Diduga bahwa adaptasi reproduktif
semacam ini memungkinkan seekor hewan betina memasuki sebuah relung ekologi
yang terisolasi (seperti halnya pulau) dan dengan cara partenogenesis kemudian
menghasilkan keturunan jantan. Melalui perkawinan dengan anaknya itu di saat
yang berikutnya hewan-hewan ini dapat membentuk populasi yang bereproduksi
secara seksual, karena dapat menghasilkan keturunan jantan dan betina. Meskipun
adaptasi ini bersifat menguntungkan, kebun binatang perlu waspada kerena
partenogenesis mungkin dapat mengurangi keragaman genetika.
Evolusi
Perkembangan evolusi komodo
dimulai dengan marga Varanus, yang muncul di Asia sekitar 40 juta tahun yang
silam dan lalu bermigrasi ke Australia. Sekitar 15 juta tahun yang lalu,
pertemuan lempeng benua Australia dan Asia Tenggara memungkinkan para biawak bergerak
menuju wilayah yang dikenal sebagai Indonesia sekarang. Komodo diyakini
berevolusi dari nenek-moyang Australianya pada sekitar 4 juta tahun yang
lampau, dan meluaskan wilayah persebarannya ke timur hingga sejauh Timor.

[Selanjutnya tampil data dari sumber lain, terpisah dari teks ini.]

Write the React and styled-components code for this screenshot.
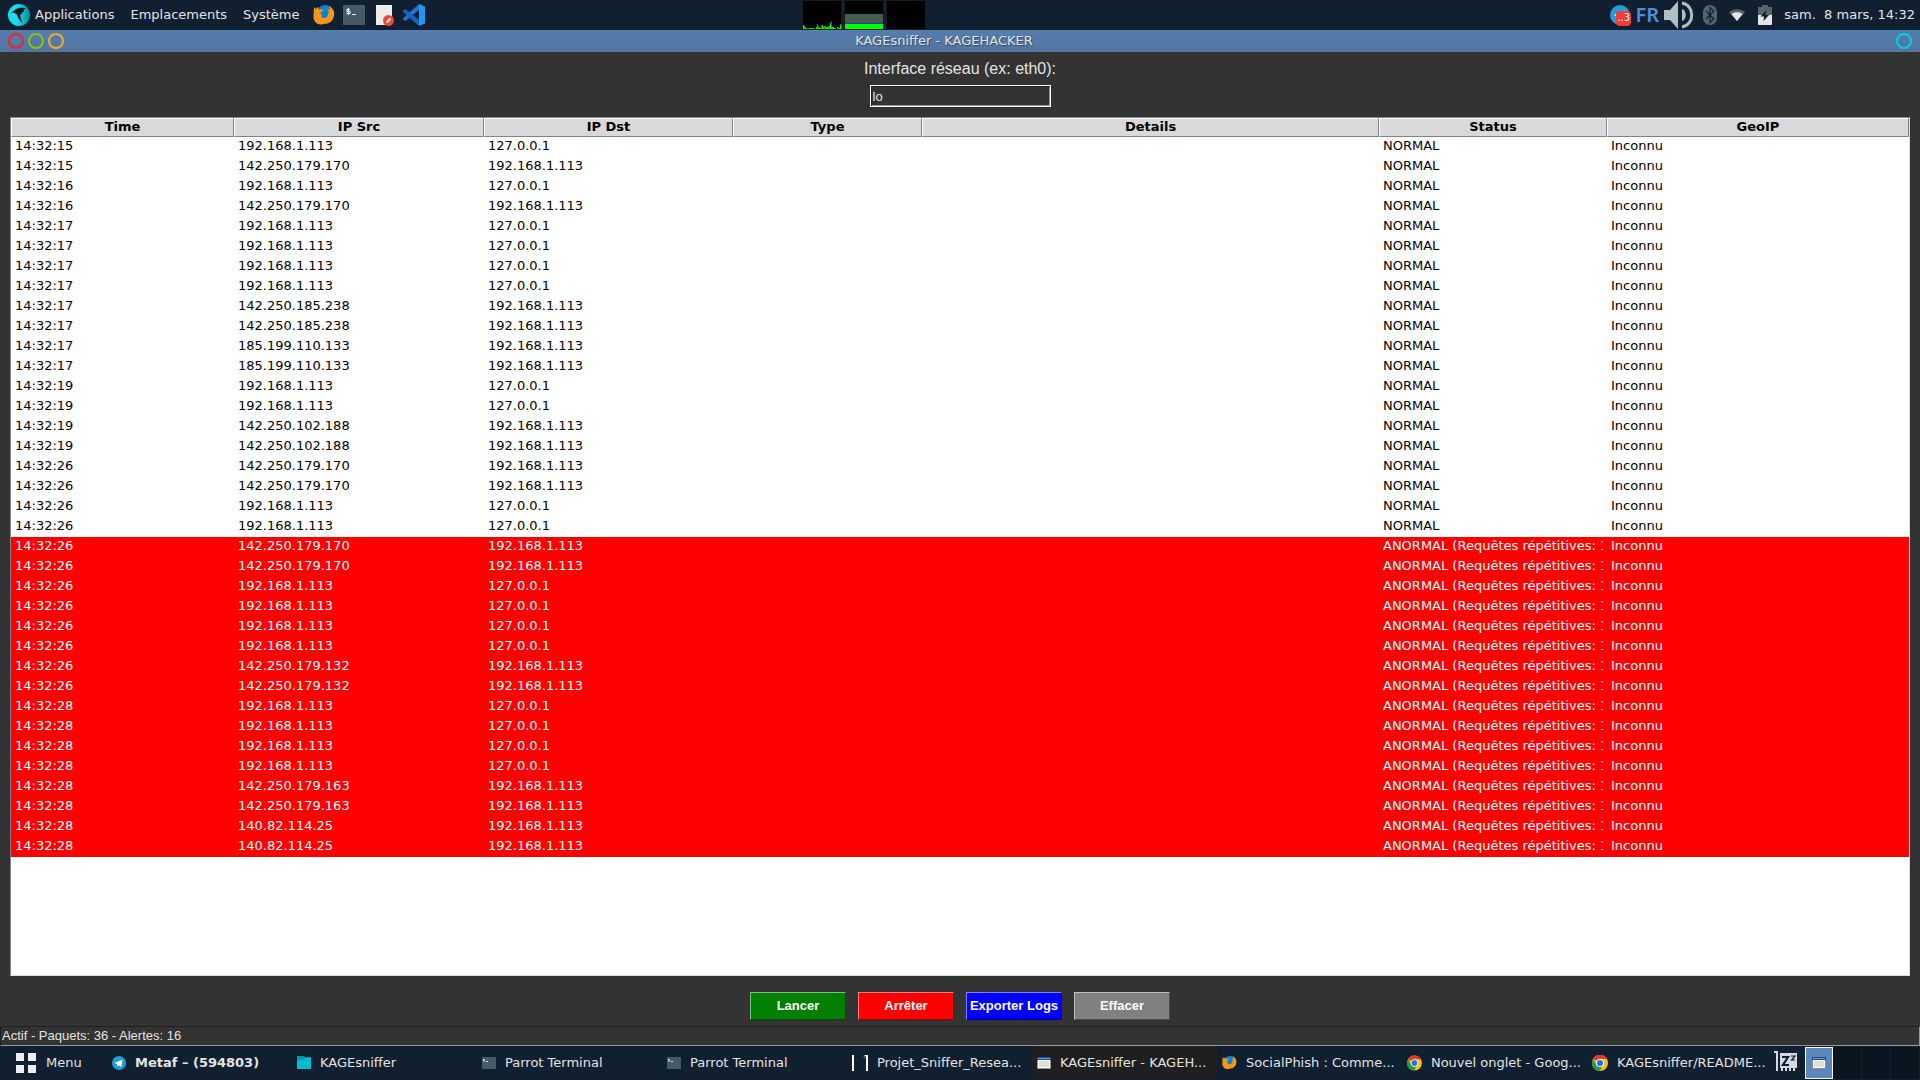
import React, { useState } from 'react';
import styled, { createGlobalStyle, css } from 'styled-components';

const Global = createGlobalStyle`
  *, *::before, *::after { box-sizing: border-box; }
  html, body, #root { height: 100%; }
  body {
    margin: 0;
    overflow: hidden;
    background: #333333;
    color: #e3e3e3;
    font: 13px/20px "DejaVu Sans", "Noto Sans", sans-serif;
  }
  button, input { font: inherit; color: inherit; }
`;

const Desktop = styled.div`
  display: flex;
  flex-direction: column;
  height: 100vh;
`;

const TopPanel = styled.header`
  display: grid;
  grid-template-columns: 802px auto 1fr;
  height: 30px;
  flex: none;
  background: #112030;
`;

const PanelGroup = styled.div`
  display: flex;
  align-items: center;
  justify-content: ${(p) => (p.$end ? 'flex-end' : 'flex-start')};
  gap: ${(p) => p.$gap || 0}px;
  padding: 0 ${(p) => (p.$end ? 5 : 0)}px 0 ${(p) => (p.$end ? 0 : 8)}px;
`;

const PanelButton = styled.button`
  display: flex;
  align-items: center;
  gap: 5px;
  height: 28px;
  padding: 0;
  border: 0;
  background: transparent;
  white-space: nowrap;
`;

const MenuButtons = styled.nav`
  display: flex;
  gap: 16px;
  margin-right: 5px;
`;

const Monitors = styled.div`
  display: flex;
  gap: 2px;
`;

const Tray = styled.div`
  display: flex;
  align-items: center;
  margin-right: 3px;
`;

const TrayItem = styled.button`
  display: flex;
  align-items: center;
  justify-content: center;
  width: ${(p) => p.$w}px;
  height: 30px;
  padding: 0;
  border: 0;
  background: transparent;
`;

const Lang = styled(TrayItem)`
  color: #4a90d9;
  font-family: "Noto Sans", "Open Sans", sans-serif;
  font-weight: 600;
  font-size: 20px;
`;

const TitleBar = styled.div`
  display: grid;
  grid-template-columns: 1fr auto 1fr;
  align-items: center;
  flex: none;
  height: 22px;
  padding: 0 8px;
  background: linear-gradient(#547dae, #52759f);
`;

const WindowTitle = styled.h1`
  margin: 0;
  padding-right: 32px;
  font-size: 13px;
  font-weight: 400;
  line-height: 20px;
  text-shadow: 1px 1px 1px #2f4766;
`;

const WindowButtons = styled.div`
  display: flex;
  gap: 4px;
  justify-content: ${(p) => (p.$end ? 'flex-end' : 'flex-start')};
`;

const Ring = styled.button`
  width: 16px;
  height: 16px;
  padding: 0;
  border: 2px solid ${(p) => p.$color};
  border-radius: 50%;
  background: transparent;
`;

const Sniffer = styled.main`
  display: flex;
  flex-direction: column;
  flex: 1;
  min-height: 0;
`;

const InterfaceField = styled.div`
  display: flex;
  flex-direction: column;
  align-items: center;
  gap: 6px;
  padding: 7px 0 10px;
`;

const FieldLabel = styled.label`
  font: 16px/20px "Liberation Sans", Arial, sans-serif;
`;

const FieldInput = styled.input`
  width: 181px;
  height: 22px;
  padding: 0 1px 0 2px;
  border: 1px solid #ffffff;
  outline: 0;
  border-radius: 0;
  background: #333333;
  box-shadow: inset 1px 1px 0 #1f1f1f, inset -1px -1px 0 #999999;
  caret-color: #000000;
  font: 13px/18px "Liberation Sans", Arial, sans-serif;
`;

const TableFrame = styled.div`
  flex: 1;
  min-height: 0;
  margin: 0 10px;
  border: 1px solid;
  border-color: #828282 #dcdcdc #dcdcdc #828282;
  background: #ffffff;
  overflow: hidden;
`;

const PacketTable = styled.table`
  width: 100%;
  table-layout: fixed;
  border-collapse: separate;
  border-spacing: 0;
  color: #000000;
`;

const HeadCell = styled.th`
  height: 19px;
  padding: 0;
  border: 1px solid;
  border-color: #ffffff #828282 #828282 #ffffff;
  background: #d9d9d9;
  font-weight: 700;
  line-height: 15px;
  vertical-align: top;
`;

const Row = styled.tr`
  ${(p) => p.$alert && css`
    background: #ff0000;
    color: #ffffff;
  `}
`;

const Cell = styled.td`
  height: 20px;
  padding: 0 0 0 4px;
  line-height: 18px;
  vertical-align: top;
  white-space: nowrap;
`;

const Clip = styled.div`
  overflow: hidden;
  margin-right: 4px;
`;

const Actions = styled.div`
  display: flex;
  justify-content: center;
  gap: 12px;
  padding: 16px 0 6px;
`;

const Action = styled.button`
  width: 96px;
  height: 28px;
  padding: 0;
  border: 1px solid;
  border-color: ${(p) => p.$light} ${(p) => p.$dark} ${(p) => p.$dark} ${(p) => p.$light};
  background: ${(p) => p.$bg};
  color: #ffffff;
  font: bold 13px/20px "Liberation Sans", Arial, sans-serif;
  white-space: nowrap;
`;

const StatusBar = styled.footer`
  flex: none;
  height: 20px;
  padding: 0 1px;
  border: 1px solid;
  border-color: #1f1f1f #999999 #999999 #1f1f1f;
  font: 13px/18px "Liberation Sans", Arial, sans-serif;
`;

const TaskBar = styled.nav`
  display: flex;
  align-items: stretch;
  flex: none;
  height: 34px;
  background: #112030;
`;

const MenuTask = styled(PanelButton)`
  width: 107px;
  height: 34px;
  padding-left: 16px;
  gap: 10px;
`;

const Task = styled.button`
  display: flex;
  align-items: center;
  gap: 9px;
  flex: 0 1 185px;
  min-width: 0;
  height: 33px;
  padding: 0 6px 0 5px;
  border: 0;
  border-radius: 4px;
  background: ${(p) => (p.$active ? '#1f1f1f' : 'transparent')};
  font-weight: ${(p) => (p.$bold ? 700 : 400)};
  white-space: nowrap;
`;

const Workspaces = styled.div`
  display: flex;
  flex: 1;
  margin-left: 6px;
`;

const Workspace = styled.button`
  display: flex;
  align-items: center;
  justify-content: center;
  width: ${(p) => (p.$active ? 28 : 29)}px;
  margin-top: 1px;
  margin-bottom: 1px;
  padding: 0;
  border: ${(p) => (p.$active ? '1px solid #ffffff' : '0')};
  border-right: 1px solid ${(p) => (p.$active ? '#ffffff' : '#112030')};
  background: ${(p) => (p.$active ? '#5b87bb' : '#0b1520')};
`;

const ParrotIcon = () => (
  <svg width="22" height="22" viewBox="0 0 22 22">
    <defs>
      <linearGradient id="parrot" x1="0" x2="1">
        <stop offset="0.4" stopColor="#14e0ee" />
        <stop offset="1" stopColor="#078a96" />
      </linearGradient>
    </defs>
    <circle cx="11" cy="11" r="11" fill="url(#parrot)" />
    <path d="M2.500 9l3-2C8 4.500 12 2.500 18 4.500l-2.500 1.200L16 8l-2.500.3L14 10l-2 .5 2 8.500-3.500-4.500-2-4.500L5 8.500z" fill="#08151c" />
  </svg>
);

const FirefoxIcon = ({ size = 22 }) => (
  <svg width={size} height={size} viewBox="0 0 22 22">
    <circle cx="12" cy="9" r="8" fill="#0a84d0" />
    <path d="M1 3l2 2 2-2 1 3c2-1 4-1 5 1l-3 1c-1 1 0 2 1 3l-1 2c3 2 7 1 7-3l1-2-2-3 3 1-1-4c4 2 6 6 5 10-1 5-5 8-10 8C4 22 0 17 .5 12 .5 9 1 7 1 3z" fill="#f7941d" />
    <path d="M8 8c2-1 3-2 5-1l-2 3 1 3c-2 0-4-1-4-5z" fill="#0a84d0" />
  </svg>
);

const TerminalIcon = ({ small }) => (
  <svg width={small ? 14 : 22} height={small ? 12 : 20} viewBox={small ? '0 0 14 12' : '0 0 22 20'}>
    <rect width="22" height="20" rx={small ? 0 : 1} fill="#455a64" />
    {small ? (
      <path d="M2 2v3M1 3h2M4 4.500h2" stroke="#dce4e8" fill="none" />
    ) : (
      <path d="M7 4.500H4v2h3v2H3.500M5.300 3v7M9 9.500h4" stroke="#e8eef0" strokeWidth="1.100" fill="none" />
    )}
  </svg>
);

const EditorIcon = () => (
  <svg width="22" height="22" viewBox="0 0 22 22">
    <path d="M3 1h16v20H3z" fill="#ececec" />
    <circle cx="15.500" cy="16.500" r="5.500" fill="#f44336" />
    <path d="M13.500 18.500l4-4" stroke="#fff" strokeWidth="2" />
  </svg>
);

const CodeIcon = () => (
  <svg width="22" height="22" viewBox="0 0 22 22">
    <path d="M16 0v6L2.500 17 0 15.500v-1z" fill="#1976d2" />
    <path d="M0 7l2.500-2L16 16v6L0 8z" fill="#1565c0" />
    <path d="M16 0l6 2.500v17L16 22z" fill="#2196f3" />
  </svg>
);

const CPU = [4, 2, 1, 0, 1, 1, 1, 1, 0, 2, 3, 2, 1, 4, 2, 3, 2, 2, 3, 6, 2, 2, 1, 0, 2, 1, 5];

const CpuGraph = () => (
  <svg width="40" height="30" viewBox="0 0 40 30">
    <path d="M.5 .5h39v29H.5z" fill="#000" stroke="#1a1a1a" />
    {CPU.map((h, i) => (
      <rect key={i} x={1 + i * 1.420} y={29 - h} width="1.400" height={h} fill="#00ff00" />
    ))}
    <path d="M29.500 21v2M38.500 24v1M17.500 27v1" stroke="#ff0000" />
    <path d="M15.500 24v3" stroke="#666" />
  </svg>
);

const MemoryGraph = () => (
  <svg width="40" height="30" viewBox="0 0 40 30">
    <path d="M.5 .5h39v29H.5z" fill="#000" stroke="#1a1a1a" />
    <path d="M1 14h38v9H1z" fill="#475c50" />
    <path d="M1 23h38v1H1z" fill="#1d3fae" />
    <path d="M1 24h38v5H1z" fill="#00ff00" />
  </svg>
);

const NetGraph = () => (
  <svg width="40" height="30" viewBox="0 0 40 30">
    <path d="M.5 .5h39v29H.5z" fill="#000" stroke="#1a1a1a" />
  </svg>
);

const Badge = styled.span`
  position: absolute;
  left: 6px;
  top: 6px;
  width: 15px;
  height: 15px;
  border-radius: 4px;
  background: #f23c34;
  color: #ffffff;
  font-size: 10px;
  line-height: 14px;
  text-align: center;
`;

const BadgeHost = styled.span`
  position: relative;
  display: flex;
`;

const TelegramIcon = ({ size = 14 }) => (
  <svg width={size} height={size} viewBox="0 0 14 14">
    <circle cx="7" cy="7" r="7" fill="#259cd8" />
    <path d="M2.500 7l8-3.300-1.300 7.200-2.600-1.700-1.300 1.200-.3-2.500z" fill="#fff" />
  </svg>
);

const SpeakerIcon = () => (
  <svg width="30" height="28" viewBox="0 0 30 28">
    <path d="M0 9h6l8-9v28l-8-9H0z" fill="#b0bec5" />
    <path d="M18 8c5 1 5 11 0 12z" fill="#b0bec5" />
    <path d="M18 2c13 2 13 22 0 24" fill="none" stroke="#b0bec5" strokeWidth="3" />
  </svg>
);

const BluetoothIcon = () => (
  <svg width="14" height="20" viewBox="0 0 14 20">
    <rect width="14" height="20" rx="7" fill="#59636e" />
    <path d="M3 6l8 8-4 3.500v-15L11 6l-8 8" fill="none" stroke="#112030" strokeWidth="1.200" />
  </svg>
);

const WifiIcon = () => (
  <svg width="16" height="12" viewBox="0 0 16 12">
    <path d="M0 3.500C4-.8 12-.8 16 3.500L8 12z" fill="#59636e" />
    <path d="M2.500 5c3-2.500 8-2.500 11 0L8 12z" fill="#e4e6e8" />
  </svg>
);

const BatteryIcon = () => (
  <svg width="14" height="20" viewBox="0 0 14 20">
    <path d="M0 2h4V0h6v2h4v8H0z" fill="#59636e" />
    <path d="M0 10h14v9a1 1 0 0 1-1 1H1a1 1 0 0 1-1-1z" fill="#e4e6e8" />
    <path d="M8.500 5l-6 6.500H6l-.5 4.500L11 10H7.500z" fill="#112030" />
  </svg>
);

const GridIcon = () => (
  <svg width="20" height="20" viewBox="0 0 20 20">
    <path d="M0 0h8v8H0zM12 0h8v8h-8zM0 12h8v8H0zM12 12h8v8h-8z" fill="#eeeeee" />
  </svg>
);

const FolderIcon = () => (
  <svg width="14" height="13" viewBox="0 0 14 13">
    <path d="M0 1V0h7l1 1h6v4H0z" fill="#0097a7" />
    <path d="M0 4h5l2-2h7v11H0z" fill="#00bcd4" />
  </svg>
);

const BracketIcon = () => (
  <svg width="16" height="16" viewBox="0 0 16 16">
    <path d="M0 0h2v16H0zM12 0h4v16h-2V2z" fill="#fff" />
    <path d="M11 0l3 3h-2z" fill="#1976d2" />
  </svg>
);

const WindowIcon = () => (
  <svg width="14" height="12" viewBox="0 0 14 12">
    <path d="M0 0h14v12H0z" fill="#8b8d86" />
    <path d="M0 0h14v3H0z" fill="#224b86" />
    <path d="M1 1h12v1H1z" fill="#6b9bd6" />
    <path d="M1 3h12v8H1z" fill="#fff" />
    <path d="M2 4h10v6H2z" fill="#dedfda" />
  </svg>
);

const ChromeIcon = () => (
  <svg width="16" height="16" viewBox="0 0 16 16">
    <circle cx="8" cy="8" r="8" fill="#fbc116" />
    <path d="M8 8L1.070 4A8 8 0 0 1 14.930 4H8z" fill="#e33b2e" />
    <path d="M8 16A8 8 0 0 1 1.070 4L4.500 10 8 12l2-.5z" fill="#259b48" />
    <circle cx="8" cy="8" r="4" fill="#fff" />
    <circle cx="8" cy="8" r="3.100" fill="#1a73e8" />
  </svg>
);

const SleepIcon = () => (
  <svg width="23" height="20" viewBox="0 0 23 20">
    <path d="M0 0h4v20H2V2H0zM6 2h17v15h-2v3h-2v-3h-2v3h-2v-3h-2v3h-2v-3H9v3H7v-3H6z" fill="#d3dae6" />
    <path d="M8 6h6l-5 8h6" fill="none" stroke="#112030" strokeWidth="2.200" />
    <path d="M17 5h4l-3.500 4H21" fill="none" stroke="#112030" strokeWidth="1.200" />
  </svg>
);

const COLUMNS = [
  { name: 'Time', width: 223 },
  { name: 'IP Src', width: 250 },
  { name: 'IP Dst', width: 249 },
  { name: 'Type', width: 189 },
  { name: 'Details' },
  { name: 'Status', width: 228 },
  { name: 'GeoIP', width: 302 },
];

const HOST = '192.168.1.113';
const LOOP = '127.0.0.1';
const out = (second, count = 1) => Array(count).fill([`14:32:${second}`, HOST, LOOP]);
const inn = (second, ip, count = 1) => Array(count).fill([`14:32:${second}`, ip, HOST]);

const PACKETS = [
  ...out(15), ...inn(15, '142.250.179.170'),
  ...out(16), ...inn(16, '142.250.179.170'),
  ...out(17, 4), ...inn(17, '142.250.185.238', 2), ...inn(17, '185.199.110.133', 2),
  ...out(19, 2), ...inn(19, '142.250.102.188', 2),
  ...inn(26, '142.250.179.170', 2), ...out(26, 2),
];

const ALERTS = [
  ...inn(26, '142.250.179.170', 2), ...out(26, 4), ...inn(26, '142.250.179.132', 2),
  ...out(28, 4), ...inn(28, '142.250.179.163', 2), ...inn(28, '140.82.114.25', 2),
];

const ROWS = [
  ...PACKETS.map((p) => ({ cells: [...p, '', '', 'NORMAL', 'Inconnu'] })),
  ...ALERTS.map((p) => ({
    alert: true,
    cells: [...p, '', '', 'ANORMAL (Requêtes répétitives: 1', 'Inconnu'],
  })),
];

const TASKS = [
  { icon: <TelegramIcon />, text: 'Metaf – (594803)', bold: true },
  { icon: <FolderIcon />, text: 'KAGEsniffer' },
  { icon: <TerminalIcon small />, text: 'Parrot Terminal' },
  { icon: <TerminalIcon small />, text: 'Parrot Terminal' },
  { icon: <BracketIcon />, text: 'Projet_Sniffer_Resea...' },
  { icon: <WindowIcon />, text: 'KAGEsniffer - KAGEH...', active: true },
  { icon: <FirefoxIcon size={15} />, text: 'SocialPhish : Comme...' },
  { icon: <ChromeIcon />, text: 'Nouvel onglet - Goog...' },
  { icon: <ChromeIcon />, text: 'KAGEsniffer/README...' },
];

export default function App() {
  const [iface, setIface] = useState('lo');
  return (
    <>
      <Global />
      <Desktop>
        <TopPanel>
          <PanelGroup $gap={8}>
            <MenuButtons>
              <PanelButton><ParrotIcon />Applications</PanelButton>
              <PanelButton>Emplacements</PanelButton>
              <PanelButton>Système</PanelButton>
            </MenuButtons>
            <PanelButton aria-label="Firefox"><FirefoxIcon /></PanelButton>
            <PanelButton aria-label="Terminal"><TerminalIcon /></PanelButton>
            <PanelButton aria-label="Pluma"><EditorIcon /></PanelButton>
            <PanelButton aria-label="VS Code"><CodeIcon /></PanelButton>
          </PanelGroup>
          <Monitors>
            <CpuGraph />
            <MemoryGraph />
            <NetGraph />
          </Monitors>
          <PanelGroup $end>
            <Tray>
              <TrayItem $w={22} aria-label="Telegram">
                <BadgeHost><TelegramIcon size={20} /><Badge>..3</Badge></BadgeHost>
              </TrayItem>
              <Lang $w={32}>FR</Lang>
              <TrayItem $w={32} aria-label="Volume"><SpeakerIcon /></TrayItem>
              <TrayItem $w={30} aria-label="Bluetooth"><BluetoothIcon /></TrayItem>
              <TrayItem $w={24} aria-label="Wi-Fi"><WifiIcon /></TrayItem>
              <TrayItem $w={32} aria-label="Batterie"><BatteryIcon /></TrayItem>
            </Tray>
            <PanelButton>sam.&nbsp; 8 mars, 14:32</PanelButton>
          </PanelGroup>
        </TopPanel>

        <TitleBar>
          <WindowButtons>
            <Ring $color="#f12229" aria-label="Fermer" />
            <Ring $color="#8ac010" aria-label="Agrandir" />
            <Ring $color="#f9a825" aria-label="Réduire" />
          </WindowButtons>
          <WindowTitle>KAGEsniffer - KAGEHACKER</WindowTitle>
          <WindowButtons $end>
            <Ring $color="#00d0dc" aria-label="Menu de la fenêtre" />
          </WindowButtons>
        </TitleBar>

        <Sniffer>
          <InterfaceField>
            <FieldLabel htmlFor="iface">Interface réseau (ex: eth0):</FieldLabel>
            <FieldInput id="iface" autoFocus value={iface} onChange={(e) => setIface(e.target.value)} />
          </InterfaceField>

          <TableFrame>
            <PacketTable>
              <colgroup>
                {COLUMNS.map((c) => <col key={c.name} width={c.width} />)}
              </colgroup>
              <thead>
                <tr>{COLUMNS.map((c) => <HeadCell key={c.name} scope="col">{c.name}</HeadCell>)}</tr>
              </thead>
              <tbody>
                {ROWS.map((row, i) => (
                  <Row key={i} $alert={row.alert}>
                    {row.cells.map((text, j) => <Cell key={j}><Clip>{text}</Clip></Cell>)}
                  </Row>
                ))}
              </tbody>
            </PacketTable>
          </TableFrame>

          <Actions>
            <Action $bg="#008000" $light="#7fbf7f" $dark="#004c00">Lancer</Action>
            <Action $bg="#ff0000" $light="#ff7f7f" $dark="#990000">Arrêter</Action>
            <Action $bg="#0000ff" $light="#7f7fff" $dark="#000099">Exporter Logs</Action>
            <Action $bg="#808080" $light="#bfbfbf" $dark="#4c4c4c">Effacer</Action>
          </Actions>
          <StatusBar>Actif - Paquets: 36 - Alertes: 16</StatusBar>
        </Sniffer>

        <TaskBar>
          <MenuTask><GridIcon />Menu</MenuTask>
          {TASKS.map((t, i) => (
            <Task key={i} $active={t.active} $bold={t.bold}>{t.icon}{t.text}</Task>
          ))}
          <TrayItem $w={27} aria-label="Veille"><SleepIcon /></TrayItem>
          <Workspaces>
            <Workspace $active aria-label="Espace 1"><WindowIcon /></Workspace>
            <Workspace aria-label="Espace 2" />
            <Workspace aria-label="Espace 3" />
            <Workspace aria-label="Espace 4" />
          </Workspaces>
        </TaskBar>
      </Desktop>
    </>
  );
}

Perubahan-perubahan tinggi muka laut semenjak zaman Es telah menjadikan agihan
komodo terbatas pada wilayah sebarannya yang sekarang.
KEUNIKAN tentang KOMODO
Kisah Masyarakat tentang Komodo
Konon, di zaman dahulu, seorang
putri naga menikah dengan Empu Najo. Sepasang bayi kembar lahir. Tak semuanya
berwujud manusia (seorang bayi laki-laki yang diberi nama Gerong, dan seekor
komodo betina yang kemudian diberi nama Orah)
Gerong dan Orang lalu dibesarkan
secara terpisah. Suatu hari, saat Gerong dewasa sedang berburu ia bertemu Orah (kembarannya). Senjata siap ia hunuskan. Namun, tiba-tiba muncullah sosok
ibunya yang gaib. "Jangan kau bunuh, dia adalah saudarimu," demikian
ucapan sang ibu.
Sejak saat itu, masyarakat Komodo
meyakini bahwa mereka dan biawak Komodo bersaudara.
Pulau Komodo dan sekitarnya ??
Sementara Keunikan Komodo lainnya
adalah ketika pada pertengahan abad 20, di Australia ditemukan fosil makhluk
purba yang setelah diteliti sangat mirip dengan komodo. Berdasarkan uji karbon,
fosil itu diyakini berasal dari masa 60-30 juta tahun lalu. Ini berarti komodo
pernah menghuni daratan Australia di masa prasejarah.
Namun peneliti masih dibingungkan
dengan hubungan Pulau Komodo dengan fosil komodo dari Australia. Walau sejarah
geologi bumi menunjukkan bahwa dulunya Australia dan beberapa kepulauan
Indonesia adalah satu lempeng, namun Pulau Komodo diperkirakan terbentuk
sekitar 1 juta tahun silam.
Sementara berdasarkan penelitian,
komodo prasejarah sudah punah setidaknya 30 juta tahun lalu, sebelum Pulau
Komodo terbentuk. Lantas mengapa komodo hanya bisa ditemukan di Pulau Komodo
dan sekitarnya? Sejak kapan komodo menghuni Pulau Komodo? Sementara tidak
pernah ditemukan jejak belulang komodo di tempat lain (kecuali Australia). Ini
adalah satu misteri yang menuntut penelitian lebih lanjut.